Landscape photographers at Cultural Center in NYM
Wade Lehmkuhl of Detroit Lakes and Steve Nelson of Underwood are landscape photographers, among other lines of work they have pursued. A show of their landscape photographs will run until Wednesday, Oct. 5 at the New York Mills Regional Cultural Center.
Because photography is one art form practiced by nearly everyone this show and the artists' lectures at their reception will be of interest to all. Come to the lecture/reception for the artists and learn about their ideas of art and photography. Both photographers will present a short program about their photography at their reception on Friday, Sept. 23 at 7 p.m. These events are open to everyone at no charge.
Wade Lehmkuhl was a design engineer for most of his career, and is now pursuing landscape photography from his home base in Detroit Lakes. He has used large format camera equipment, but now employs digital cameras and a computer for his landscapes. He notes that "the digital camera cannot capture the exquisite detail that is inherent in the silver image so one must form images based in other graphic elements. I find that the effective low resolution digital image is viable if it contains combinations of large areas of color and form. It is somewhat similar to the difference between a detailed painting such as Mt. Washington by John Frederick Kensett and a pointillist work such as View Of Fort Ransom by Georges Seurat. The digital image tends to be more impressionistic."

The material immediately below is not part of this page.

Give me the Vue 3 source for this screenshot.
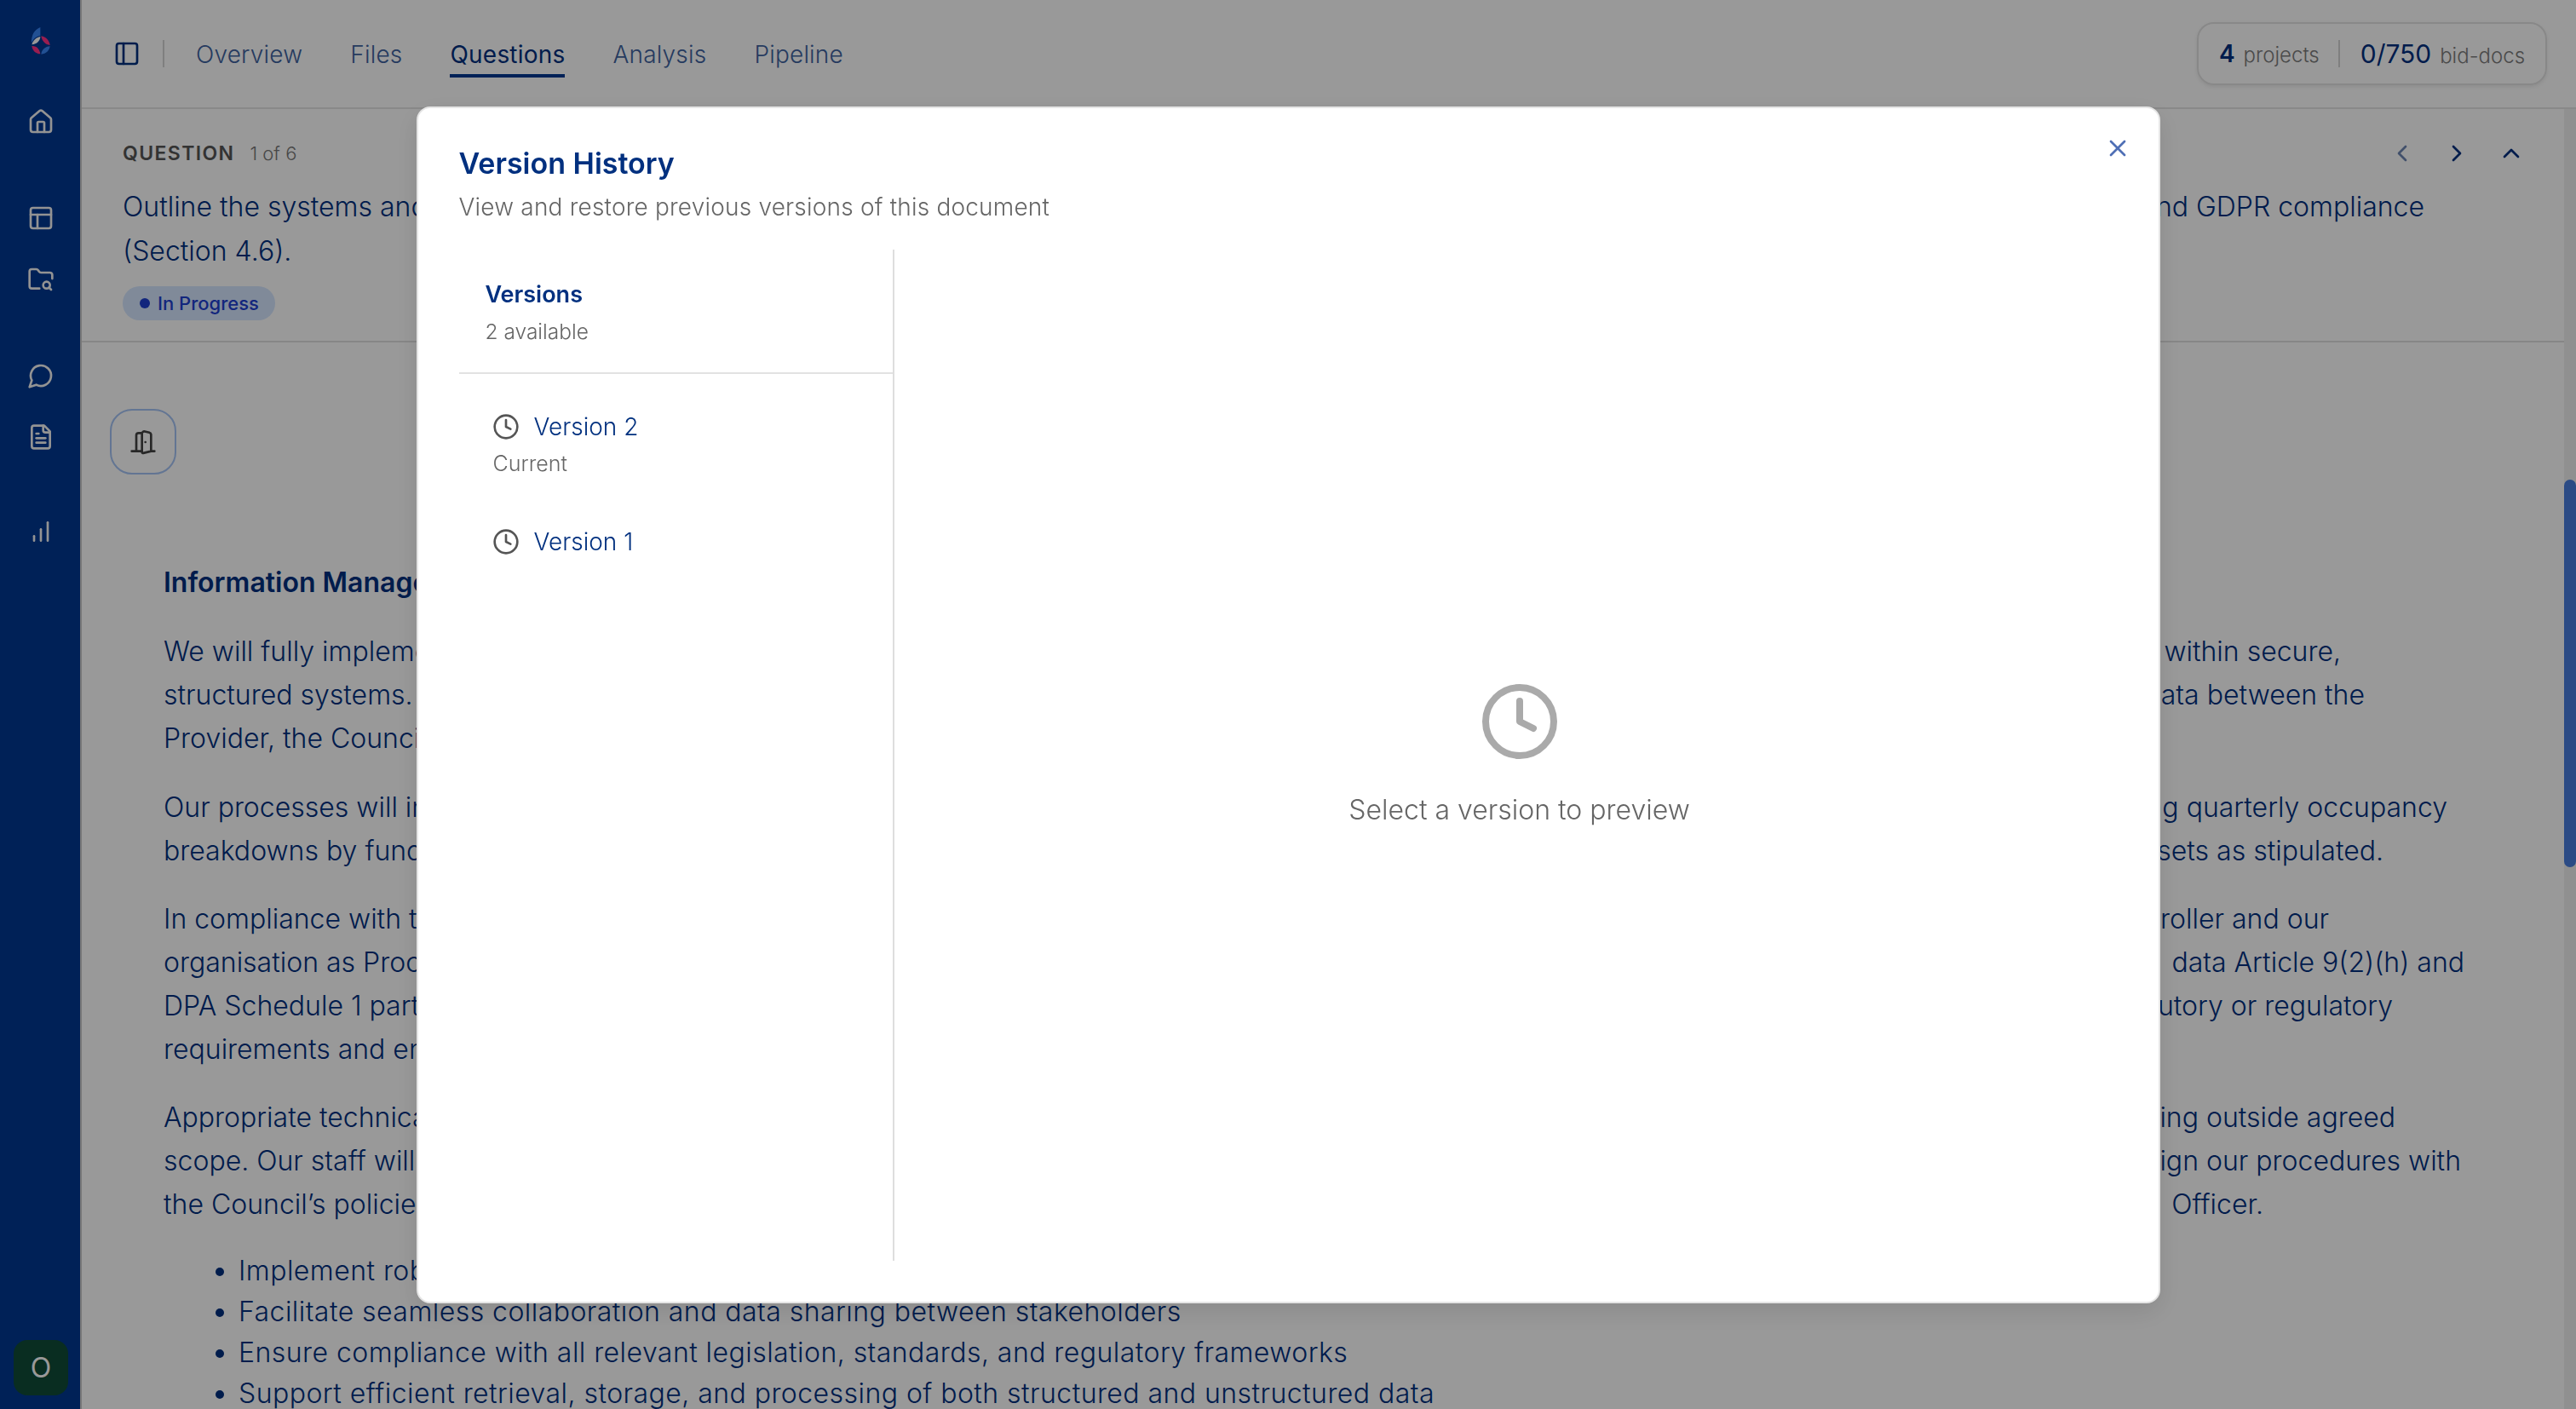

Nelson grows wine grapes and makes wine in Underwood, but he also makes landscape images of Minnesota. He compares film with digital photography, but he arrives at a different conclusion from Lehmkuhl: "As a professional photographer, one of the most important things I learned was the absolute necessity for technical perfection and the control of your medium. I found that photography is all about light, not cameras, not film, not color, not whether you're digital or analog, not paper, but light and how light affects the subject. Yes, one must know about all these contributing factors, but without light you have no shape, no line, no color, no excitement. Light makes the difference between recording a snapshot or a photograph or painting worthy of being called art. It is with this in mind, that I now choose to view the world around me and capture the everyday sights that we ignore, both vast and minute, in light that illuminates their inherent beauty and complexity. I view painting in the same way, it is light that sculpts the image. Light is still the factor that gives artwork it's life. Our friends, our drive to work, our own backyard provide endless subjects of interest. So regardless of medium, I offer you this glimpse into the lighting of my world."
Both photographers make beautiful photographs, and both use digital cameras and computers in their work. You are invited to learn about their work on Sept. 23.